I can’t help wonder about the spirits of Jefferson and Jackson, Lafayette, Daniel Webster, and others known to have dined or slept in the house. And what of Dolley herself, in her rose-colored Paris robe, her white turban with its tiara of ostrich plumes? An eyewitness to the signing of the Treaty of Ghent said that the “most conspicuous object in the room” was Mrs. Madison, “then in the meridian of life and queenly beauty …”
(“Of course, there were better times,” growls an aged senator in Gore Vidal’s novel Washington, D. C.)
On the high rise of R Street in Georgetown is a palatial red-brick affair with white trim, all very Italianate, which was once a summer residence for Ulysses S. Grant and later owned by Rear Adm. Harry H. Rousseau, one of the builders of the Panama Canal. In the 1930s it was taken over as bachelor quarters by a band of exuberant young New Dealers known as the Brain Trust, with Tom (“Tommy the Cork”) Corcoran as their leader. One of them remembers a night when a friend dropped by bringing his own grand piano. “A moving van arrived and three or four fellows got the piano up the stairs and into the living room. Tom and his friend played duets all evening. Then the boys packed up the piano and put it back into the moving van.”
There is John Kennedy’s house, also in Georgetown, at 3307 N Street, and the house on Massachusetts Avenue off Dupont Circle where Alice Roosevelt Longworth held court for so many years. And directly across the street stands the monstrous, gabled brick pile that once belonged to Sen. James G. Blaine, “Blaine of Maine,” a brilliant rascal if ever there was, who nearly became President in 1884. It was a puzzle to many of his time how somebody with no more than a senator’s wages could afford such a place.

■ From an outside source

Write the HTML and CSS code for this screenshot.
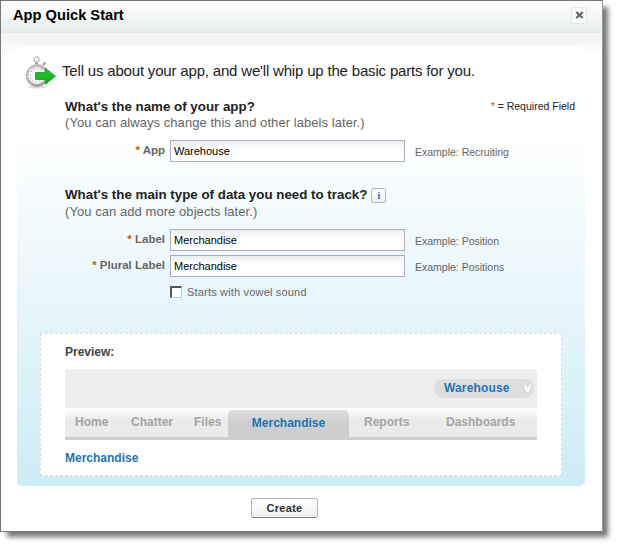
FILE: index.html
```html
<!DOCTYPE html>
<html lang="en">
<head>
<meta charset="utf-8">
<title>App Quick Start</title>
<link rel="stylesheet" href="styles.css">
</head>
<body>
<div class="dialog">
  <header class="header">
    <h1 class="title">App Quick Start</h1>
    <button class="close" aria-label="Close"><svg width="9" height="8" viewBox="0 0 9 8"><path d="M1.3 1 7.7 7M7.7 1 1.3 7" stroke="#666" stroke-width="2.3"/></svg></button>
  </header>
  <main class="body">
    <section class="panel">
      <div class="intro">
        <svg class="watch" width="32" height="34" viewBox="0 0 32 34">
          <defs>
            <linearGradient id="rim" x1="0" y1="0" x2="1" y2="1"><stop offset="0" stop-color="#ccc"/><stop offset="1" stop-color="#999"/></linearGradient>
            <linearGradient id="go" x1="0" y1="0" x2="0" y2="1"><stop offset="0" stop-color="#23b52f"/><stop offset=".5" stop-color="#18c12a"/><stop offset="1" stop-color="#0a9a19"/></linearGradient>
          </defs>
          <ellipse cx="12" cy="31" rx="10" ry="1.5" fill="#ddd"/>
          <circle cx="11.5" cy="3.5" r="2.6" fill="#f4f4f4" stroke="#c4c4c4" stroke-width="1.4"/>
          <path d="M10 6h3v4h-3z" fill="#aaa"/>
          <path d="m18 9 2.5-2.5" stroke="#aaa" stroke-width="2.5"/>
          <circle cx="12" cy="19.5" r="10" fill="#f7f7f5" stroke="url(#rim)" stroke-width="2.8"/>
          <circle cx="12" cy="19.5" r="6.8" fill="none" stroke="#aaa" stroke-width="1.2" stroke-dasharray="1 2.56"/>
          <path d="M10.5 16.5h10v-4.3l10 8-10 8v-4.7h-10z" fill="url(#go)" stroke="#159d22" stroke-width=".8"/>
        </svg>
        <p class="lead">Tell us about your app, and we'll whip up the basic parts for you.</p>
      </div>
      <div class="question">
        <div>
          <h2>What's the name of your app?</h2>
          <p class="hint">(You can always change this and other labels later.)</p>
        </div>
        <p class="required"><b>*</b> = Required Field</p>
      </div>
      <div class="field field-app">
        <label for="app"><b>*</b> App</label><input id="app" value="Warehouse"><span class="example">Example: Recruiting</span>
      </div>
      <div class="question second">
        <div>
          <h2>What's the main type of data you need to track?<i class="info">i</i></h2>
          <p class="hint">(You can add more objects later.)</p>
        </div>
      </div>
      <div class="field field-label">
        <label for="label"><b>*</b> Label</label><input id="label" value="Merchandise"><span class="example">Example: Position</span>
      </div>
      <div class="field field-plural">
        <label for="plural"><b>*</b> Plural Label</label><input id="plural" value="Merchandise"><span class="example">Example: Positions</span>
      </div>
      <label class="vowel"><input type="checkbox" class="check"><span>Starts with vowel sound</span></label>
      <div class="preview">
        <h3>Preview:</h3>
        <div class="app-bar"><div class="app-menu"><span>Warehouse</span><em>v</em></div></div>
        <nav class="tabs">
          <span class="tab home">Home</span><span class="tab chatter">Chatter</span><span class="tab files">Files</span><span class="tab active">Merchandise</span><span class="tab reports">Reports</span><span class="tab dashboards">Dashboards</span>
        </nav>
        <p class="object">Merchandise</p>
      </div>
    </section>
    <footer class="actions"><button class="create">Create</button></footer>
  </main>
</div>
</body>
</html>
```
FILE: styles.css
```css
* { box-sizing: border-box; }
body {
  margin: 0;
  height: 547px;
  overflow: hidden;
  background: #fff;
  font: 12px/14px "Liberation Sans", Arial, sans-serif;
  color: #222;
}
h1, h2, h3, p { margin: 0; white-space: nowrap; }
.dialog {
  width: 603px;
  height: 532px;
  border: 1px solid #777;
  border-right-color: #999;
  background: #fff;
  box-shadow: 6px 6px 5px -1px #777;
}
.header {
  height: 34px;
  display: flex;
  justify-content: space-between;
  padding: 5px 15px 0 12px;
  border-bottom: 1px solid #fff;
  background: linear-gradient(#fff, #e7ecec);
}
.title { font-size: 14.67px; line-height: 18px; color: #000; }
.close {
  width: 16px;
  height: 17px;
  margin-top: 1px;
  padding: 0 0 1px;
  display: flex;
  align-items: center;
  justify-content: center;
  border: 1px solid #e6e9e9;
  border-radius: 2px;
  background: #f9fafa;
}
.body {
  padding: 11px 17px 0 16px;
  background: linear-gradient(#f2f2f2, #fff 20px);
}
.panel {
  height: 440px;
  padding: 9px 0 0;
  border-radius: 5px;
  background: linear-gradient(#fff 0, #fff 88px, #e7f6fb 250px, #cdecf6 440px);
}
.intro { display: flex; height: 43px; padding-left: 8px; }
.watch { flex: none; margin-top: 1px; }
.lead { margin: 7px 0 0 5px; font-size: 15px; line-height: 18px; letter-spacing: -.18px; }
.question { display: flex; justify-content: space-between; padding: 0 10px 0 48px; }
h2 { display: flex; height: 16px; font-size: 13.33px; line-height: 17px; }
.hint { font-size: 13px; line-height: 18px; letter-spacing: .06px; color: #666; }
.required { margin-top: 2px; font-size: 10.5px; line-height: 12px; }
b { color: #c50; }
.required b { font-weight: 400; }
.field { display: flex; height: 22px; }
.field-app { margin-top: 8px; }
.field label { width: 148px; margin-right: 5px; padding-top: 4px; text-align: right; font-size: 11.5px; line-height: 13px; font-weight: 700; color: #666; }
.field input {
  width: 235px;
  height: 22px;
  padding: 0 3px;
  border: 1px solid #aaadc4;
  border-radius: 0;
  background: linear-gradient(#eceeee, #fff 8px);
  font: 11px "Liberation Sans", Arial, sans-serif;
  color: #000;
}
.example { margin: 6px 0 0 10px; font-size: 10.5px; line-height: 13px; color: #666; white-space: nowrap; }
.second { margin-top: 25px; }
.second h2 { line-height: 15px; }
.info {
  width: 15px;
  height: 15px;
  margin: 1px 0 0 4px;
  border: 1px solid #b5b9bd;
  border-radius: 2px;
  background: linear-gradient(#fff, #e8eef2);
  font: 700 10px/13px "Liberation Serif", serif;
  text-align: center;
  color: #1b70c4;
}
.field-label { margin-top: 8px; }
.field-plural { margin-top: 4px; }
.vowel { display: flex; height: 14px; margin: 9px 0 0 153px; font-size: 11px; line-height: 13px; color: #666; }
.vowel span { letter-spacing: .18px; }
.check {
  appearance: none;
  width: 12px;
  height: 12px;
  margin: 0 5px 0 0;
  border: 2px solid;
  border-width: 2px 1px 1px 2px;
  border-color: #555 #d4d0c8 #d4d0c8 #555;
  background: #fff;
}
.preview {
  width: 522px;
  height: 143px;
  margin: 33px 0 0 23px;
  padding: 11px 24px 0;
  border: 1px dashed #d7dcde;
  background: #fff;
}
h3 { font-size: 12px; line-height: 14px; color: #444; }
.app-bar {
  width: 472px;
  height: 39px;
  margin-top: 10px;
  padding: 10px 3px 0 0;
  display: flex;
  justify-content: flex-end;
  border-radius: 4px 4px 0 0;
  background: #ededed;
}
.app-menu {
  display: flex;
  justify-content: space-between;
  width: 100px;
  height: 19px;
  padding: 0 3px 0 10px;
  border-radius: 10px;
  background: #dedede;
  font-weight: 700;
  line-height: 19px;
  letter-spacing: .15px;
  color: #1976b5;
}
.app-menu em { font-style: normal; color: #fff; }
.tabs {
  display: flex;
  align-items: flex-end;
  width: 472px;
  height: 32px;
  border-bottom: 3px solid #cecece;
  background: linear-gradient(#fff, #ebebeb 12px);
  font-weight: 700;
  color: #a5a5a5;
}
.tab { height: 29px; line-height: 29px; white-space: nowrap; }
.home { width: 66px; padding-left: 10px; }
.chatter { width: 63px; }
.files { width: 34px; }
.home, .chatter, .files, .reports, .dashboards { flex: none; }
.active {
  flex: none;
  width: 121px;
  height: 27px;
  line-height: 27px;
  text-align: center;
  border-radius: 5px 5px 0 0;
  background: linear-gradient(#dedede, #cecece 14px);
  color: #1976b5;
}
.reports { width: 97px; padding-left: 15px; }
.object { margin-top: 11px; font-weight: 700; line-height: 14px; color: #1976b5; }
.actions { display: flex; height: 45px; padding: 12px 0 0 234px; }
.create {
  width: 67px;
  height: 20px;
  padding: 0;
  border: 1px solid #b5b5b5;
  border-bottom-color: #7f7f7f;
  border-radius: 3px;
  background: linear-gradient(#fff, #f0f0f0);
  font: 700 11px "Liberation Sans", Arial, sans-serif;
  letter-spacing: .3px;
  color: #333;
}
```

The elegant headquarters of the National Trust for Historic Preservation at Eighteenth and Massachusetts was once Washington’s most sumptuous apartment house. Andrew Mellon, who served three Presidents as Secretary of the Treasury and who gave the country the National Gallery, occupied the top floor. On G Street on Capitol Hill, near the old Marine Barracks, you can find the little house where John Philip Sousa was born. On the crest of the hill at Arlington, across the Potomac where the sun goes down, stands the columned Custis-Lee Mansion. From the front porch there you get the best of all panoramas of the city.
Some of the history that has happened here I have seen with my own eyes. When John Kennedy’s funeral procession came up Connecticut Avenue, the foreign delegations led by Charles de Gaulle, I watched from an upstairs room at the Mayflower Hotel. It had been reserved as a vantage point by the St. Louis Post-Dispatch , so that Barbara Tuchman might describe the scene much as she did the funeral of Edward VII in the opening chapter of The Guns of August. Marquis Childs of the Post-Dispatch, a friend, had been kind enough to include me. So I shared a window with Mrs. Tuchman. “Look at de Gaulle, look at de Gaulle,” she kept saying, as he came striding along in his simple khaki uniform, taller than anyone, his face a perfect mask.
On the afternoon when the Senate voted for the Panama Canal Treaties, I was watching from the gallery, and later that evening, as Washington was lashed by a regular Panama deluge, I was among the several hundred people who crowded into the State Dining Room at the White House to celebrate, to see, as it turned out, Jimmy Carter enjoy one of the few happy moments of his administration.